Orang selalu meminta kita menjadi "bla bla bla" tanpa pernah mendengarkan apa "bla bla bla" itu baik untuk kita?

Orang selalu sibuk berkomentar tanpa pernah sejenakpun bertanya padaku.
Orang selalu sibuk menciptakan ekspetasi sendiri tanpa mengetahui seperti apa kemampuanku.
Orang selalu sibuk menantikan kesuksesan tanpa pernah sekalipun menengok usahaku.

Pernah sesekali aku mengeluh dan seseorang merespon, "Yang bisa kau percaya adalah dirimu sendiri."

Aku ingin lebih percaya diriku sendiri, tapi ekspetasi tinggi membuat tubuh ini membungkuk karena tatapan menghakimi mereka membuatku susah berdiri tegak dengan angkuh nan gagah. Beban ini tidak lagi di pundak, namun menyebar ke seluruh tubuhku.

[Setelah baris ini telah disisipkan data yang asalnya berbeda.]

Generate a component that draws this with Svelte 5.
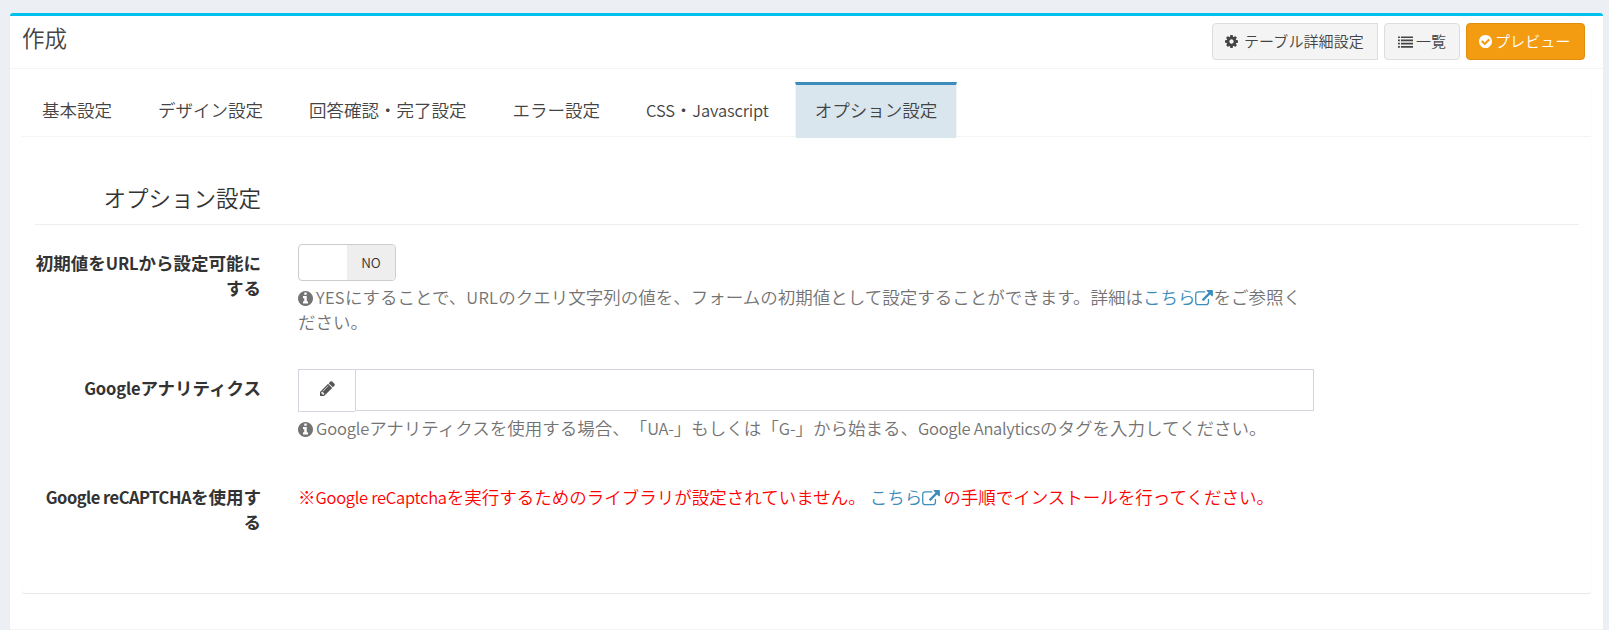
<script>
  const tabs = ['基本設定', 'デザイン設定', '回答確認・完了設定', 'エラー設定', 'CSS・Javascript', 'オプション設定'];
  const split = (text) => text.split(/([A-Za-z]+)/).filter(Boolean);
  const isLatin = (text) => /^[A-Za-z]/.test(text);
  let active = $state(5);
  const ring = 'm640 416q0 209-103 385.5t-279.5 279.5-385.5 103-385.5-103-279.5-279.5-103-385.5 103-385.5 279.5-279.5 385.5-103 385.5 103 279.5 279.5 103 385.5z';
  const icons = {
    cog: 'M1152 896q0-106-75-181t-181-75-181 75-75 181 75 181 181 75 181-75 75-181zm512-109v222q0 12-8 23t-20 13l-185 28q-19 54-39 91 35 50 107 138 10 12 10 25t-9 23q-27 37-99 108t-94 71q-12 0-26-9l-138-108q-44 23-91 38-16 136-29 186-7 28-36 28h-222q-14 0-24.5-8.5t-11.5-21.5l-28-184q-49-16-90-37l-141 107q-10 9-25 9-14 0-25-11-126-114-165-168-7-10-7-23 0-12 8-23 15-21 51-66.5t54-70.5q-27-50-41-99l-183-27q-13-2-21-12.5t-8-23.5v-222q0-12 8-23t19-13l186-28q14-46 39-92-40-57-107-138-10-12-10-24 0-10 9-23 26-36 98.5-107.5t94.5-71.5q13 0 26 10l138 107q44-23 91-38 16-136 29-186 7-28 36-28h222q14 0 24.5 8.5t11.5 21.5l28 184q49 16 90 37l142-107q9-9 24-9 13 0 25 10 129 119 165 170 7 8 7 22 0 12-8 23-15 21-51 66.5t-54 70.5q26 50 41 98l183 28q13 2 21 12.5t8 23.5z',
    list: 'M0 1312h224v192H0zM0 928h224v192H0zM0 544h224v192H0zM0 160h224v192H0zM352 1312h1440v192H352zM352 928h1440v192H352zM352 544h1440v192H352zM352 160h1440v192H352z',
    check: 'M1412 734q0-28-18-46l-91-90q-19-19-45-19t-45 19l-408 407-226-226q-19-19-45-19t-45 19l-91 90q-18 18-18 46 0 27 18 45l362 362q19 19 45 19 27 0 46-19l543-543q18-18 18-45zm252 162q0 209-103 385.5t-279.5 279.5-385.5 103-385.5-103-279.5-279.5-103-385.5 103-385.5 279.5-279.5 385.5-103 385.5 103 279.5 279.5 103 385.5z',
    info: 'M1152 1376v-160q0-14-9-23t-23-9h-96v-512q0-14-9-23t-23-9h-320q-14 0-23 9t-9 23v160q0 14 9 23t23 9h96v320h-96q-14 0-23 9t-9 23v160q0 14 9 23t23 9h448q14 0 23-9t9-23zm-128-896v-160q0-14-9-23t-23-9h-192q-14 0-23 9t-9 23v160q0 14 9 23t23 9h192q14 0 23-9t9-23z' + ring,
    pencil: 'M491 1536l91-91-235-235-91 91v107h128v128h107zm523-928q0-22-22-22-10 0-17 7l-542 542q-7 7-7 17 0 22 22 22 10 0 17-7l542-542q7-7 7-17zm-54-192l416 416-832 832h-416v-416zm683 96q0 53-37 90l-166 166-416-416 166-165q36-38 90-38 53 0 91 38l235 234q37 39 37 91z',
    external: 'M1408 928v320q0 119-84.5 203.5t-203.5 84.5h-832q-119 0-203.5-84.5t-84.5-203.5v-832q0-119 84.5-203.5t203.5-84.5h704q14 0 23 9t9 23v64q0 14-9 23t-23 9h-704q-66 0-113 47t-47 113v832q0 66 47 113t113 47h832q66 0 113-47t47-113v-320q0-14 9-23t23-9h64q14 0 23 9t9 23zm384-864v512q0 26-19 45t-45 19-45-19l-176-176-652 652q-10 10-23 10t-23-10l-114-114q-10-10-10-23t10-23l652-652-176-176q-19-19-19-45t19-45 45-19h512q26 0 45 19t19 45z'
  };
</script>

{#snippet icon(name, box)}
  <svg class="icon {name}" viewBox={box} aria-hidden="true"><path d={icons[name]} /></svg>
{/snippet}

<main class="box">
  <header>
    <h3>作成</h3>
    <div class="tools">
      <button class="wide">{@render icon('cog', '128 128 1536 1536')}<span>テーブル詳細設定</span></button>
      <button class="list-btn">{@render icon('list', '0 0 1792 1664')}<span>一覧</span></button>
      <button class="preview">{@render icon('check', '128 128 1536 1536')}<span>プレビュー</span></button>
    </div>
  </header>

  <section class="card">
    <nav>
      {#each tabs as tab, i}
        <button class="tab" class:active={i === active} onclick={() => (active = i)}>{#each split(tab) as part}{#if isLatin(part)}<span class="lat">{part}</span>{:else}{part}{/if}{/each}</button>
      {/each}
    </nav>
    <div class="pane">
      <h4><span>オプション設定</span></h4>

      <div class="row first">
        <div class="label">初期値を<span class="lat">URL</span>から設定可能に<br />する</div>
        <div class="field">
          <div class="switch"><span class="handle"></span><span class="no">NO</span></div>
          <p class="help">{@render icon('info', '128 128 1536 1536')}<span class="lat caps">YES</span>にすることで、<span class="lat caps">URL</span>のクエリ文字列の値を、フォームの初期値として設定することができます。詳細は<span class="link">こちら{@render icon('external', '0 0 1792 1664')}</span>をご参照ください。</p>
        </div>
      </div>

      <div class="row second">
        <div class="label"><span class="lat">Google</span>アナリティクス</div>
        <div class="field">
          <div class="group">
            <span class="addon">{@render icon('pencil', '128 128 1536 1536')}</span>
            <input type="text" aria-label="Google" />
          </div>
          <p class="help">{@render icon('info', '128 128 1536 1536')}<span class="lat">Google</span>アナリティクスを使用する場合、「<span class="lat">UA-</span>」もしくは「<span class="lat">G-</span>」から始まる、<span class="lat tight">Google Analytics</span>のタグを入力してください。</p>
        </div>
      </div>

      <div class="row third">
        <div class="label"><span class="lat tighter">Google reCAPTCHA</span>を使用す<br />る</div>
        <div class="field">
          <p class="warn">※<span class="lat tight">Google reCaptcha</span>を実行するためのライブラリが設定されていません。<span class="link spaced">こちら{@render icon('external', '0 0 1792 1664')}</span>の手順でインストールを行ってください。</p>
        </div>
      </div>
    </div>
  </section>
</main>

<style>
  :global(body) {
    background: #ecf0f5;
    overflow: hidden;
  }
  .box, button, input {
    font-family: "Noto Sans CJK JP", sans-serif;
    font-weight: 350;
    font-size: 17.5px;
    color: #333;
    text-spacing-trim: space-all;
  }
  .box {
    box-sizing: border-box;
    height: 617px;
    margin: 13px 6px 0 10px;
    border-top: 3px solid #00c0ef;
    border-bottom: 1px solid #f4f4f4;
    border-radius: 3px 3px 0 0;
    background: #fff;
    box-shadow: 0 1px 1px rgba(0, 0, 0, 0.1);
    line-height: 25px;
  }
  .lat { font-size: 16.5px; letter-spacing: -0.15px; line-height: 1; }
  .lat.caps { letter-spacing: 0.3px; }
  .lat.tight { letter-spacing: -0.28px; }
  .lat.tighter { letter-spacing: -0.5px; }
  h3, h4, p { margin: 0; font-weight: 350; }
  header {
    box-sizing: border-box;
    height: 53px;
    padding: 7px 18px 0 12px;
    display: flex;
    justify-content: space-between;
    border-bottom: 1px solid #f4f4f4;
  }
  h3 { font-size: 22.5px; line-height: 29px; color: #444; }
  .tools { display: flex; gap: 6px; }
  .tools button {
    box-sizing: border-box;
    height: 37px;
    padding: 0 0 0 12px;
    display: flex;
    align-items: center;
    border: 1px solid #ddd;
    border-radius: 4px;
    background: #f4f4f4;
    color: #444;
    font-size: 15px;
    letter-spacing: 0.1px;
    line-height: 22px;
    white-space: nowrap;
  }
  .tools button span { padding-bottom: 2px; }
  .tools .wide { width: 166px; gap: 6px; border-radius: 4px 0 0 4px; }
  .tools .list-btn { width: 76px; gap: 3px; padding-left: 13px; }
  .tools .preview { width: 119px; gap: 3px; background: #f39c12; border-color: #e08e0b; color: #fff; }
  .tools .icon { width: 13px; height: 13px; }
  .tools .icon.list { width: 15px; height: 14px; }
  .icon { fill: currentColor; flex: none; }

  .card {
    box-sizing: border-box;
    margin: 13px 12px 0;
    height: 511px;
    border-radius: 3px;
    box-shadow: 0 1px 1px rgba(0, 0, 0, 0.1);
  }
  nav {
    box-sizing: border-box;
    height: 55px;
    display: flex;
    gap: 6px;
    border-bottom: 1px solid #f4f4f4;
  }
  .tab {
    box-sizing: border-box;
    height: 56px;
    padding: 0 19px 4px;
    border: 1px solid transparent;
    border-top: 3px solid transparent;
    border-bottom: 0;
    background: transparent;
    color: #444;
    white-space: nowrap;
    line-height: 25px;
  }
  .tab.active { background: #d9e6ee; border-color: #3c8dbc #f4f4f4; }
  .pane { padding: 38px 12px 0 13px; }
  h4 {
    box-sizing: border-box;
    height: 50px;
    padding-top: 6px;
    border-bottom: 1px solid #eee;
    font-size: 22.5px;
    line-height: 32px;
  }
  h4 span { display: block; width: 226px; text-align: right; }
  .row { display: grid; grid-template-columns: 226px 1016px; column-gap: 37px; }
  .first { margin-top: 19px; height: 125px; }
  .second { height: 109px; }
  .label { font-weight: 700; text-align: right; padding-top: 6px; white-space: nowrap; }
  .switch {
    box-sizing: border-box;
    width: 98px;
    height: 37px;
    display: flex;
    border: 1px solid #ccc;
    border-radius: 4px;
    overflow: hidden;
  }
  .handle { width: 48px; }
  .no { flex: 1; background: #eee; font-size: 13.5px; line-height: 34px; text-align: center; }
  .help { color: #737373; margin-top: 3px; }
  .help .icon.info { width: 15px; height: 15px; margin-right: 3px; vertical-align: -2px; }
  .link { color: #3c8dbc; white-space: nowrap; }
  .icon.external { width: 18px; height: 16.5px; vertical-align: -2px; }
  .spaced { margin: 0 3px 0 4px; }
  .group { display: flex; align-items: flex-start; }
  .addon {
    box-sizing: border-box;
    width: 57px;
    height: 43px;
    display: flex;
    align-items: center;
    justify-content: center;
    padding-bottom: 4px;
    border: 1px solid #d2d6de;
    border-right: 0;
    color: #555;
  }
  .addon .icon { width: 15px; height: 15px; }
  input {
    box-sizing: border-box;
    flex: 1;
    height: 42px;
    border: 1px solid #d2d6de;
    border-radius: 0;
    outline: 0;
    background: #fff;
  }
  .warn { color: #f00; padding-top: 6px; }
</style>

Aku ingin berhenti tapi raut wajah mereka membuatku tidak mungkin untuk berhenti. Ekspetasi tinggi sudah mendominasi dan egoku hanya sebuah angin lalu.


Aku lelah. Selelah itu hidup menjadi dri sendiri. Karena menjadi diri sendiri itu menakutkan. Jadi, untuk apa aku hidup? Menjadi diri sendiri atau menjadi seperti tuntutan orang lain?

Jumat, 30 Agustus 2019

Pertanyaan



Apakah saya baik-baik saja?
Setelah gagal mendekap saya hampir satu tahun lamanya? Setelah mimpi tidak menjadi nyata dan kenyataan selalu melelahkan hati dan pikiran saya?

Apakah saya baik-baik saja?
Sebab, akhir-akhir ini saya menggilai segala hal yang berwarna hitam dan saya semakin mencintai sepi. Apakah ini disebut dengan menarik diri?

Apakah saya baik-baik saja?
Walaupun saya punya suara tawa paling keras, mengoleksi meme, juga menyebutkan jokes receh nan gurih.

Apakah saya baik-baik saja?
Asalkan saya selalu bisa berbagi ketenangan, kata motivasi, juga bahu kokoh sebagai tempat bersandarmu.

Apakah saya baik-baik saja?
Meskipun saya memiliki puluhan ide untuk menuliskan segala keresahan dan ketakutan, sehingga ada alasan untuk menjadi tenang.






'Apakah kamu baik-baik saja?' bisikku pada diri sendiri sambil memandang gambar anjing hitam di galeri ponselku.

Sabtu, 24 Agustus 2019

Pengakuan Dosa


Kapan hari, saya tidak sengaja membaca cuitan mutual saya selepas berkumpul bersama temen masa kecilnya. Mereka terlihat bahagia dan akrab. Sejujurnya saya iri. Bukan iri karena saya tidak punya teman, saya iri karena dia berhasil 'selalu intim' dengan temannya. Saya iri dengan kehebatannya.


Saya selalu mengeluh kesepian, tapi saya tidak pernah mencoba keluar dari keterasingan.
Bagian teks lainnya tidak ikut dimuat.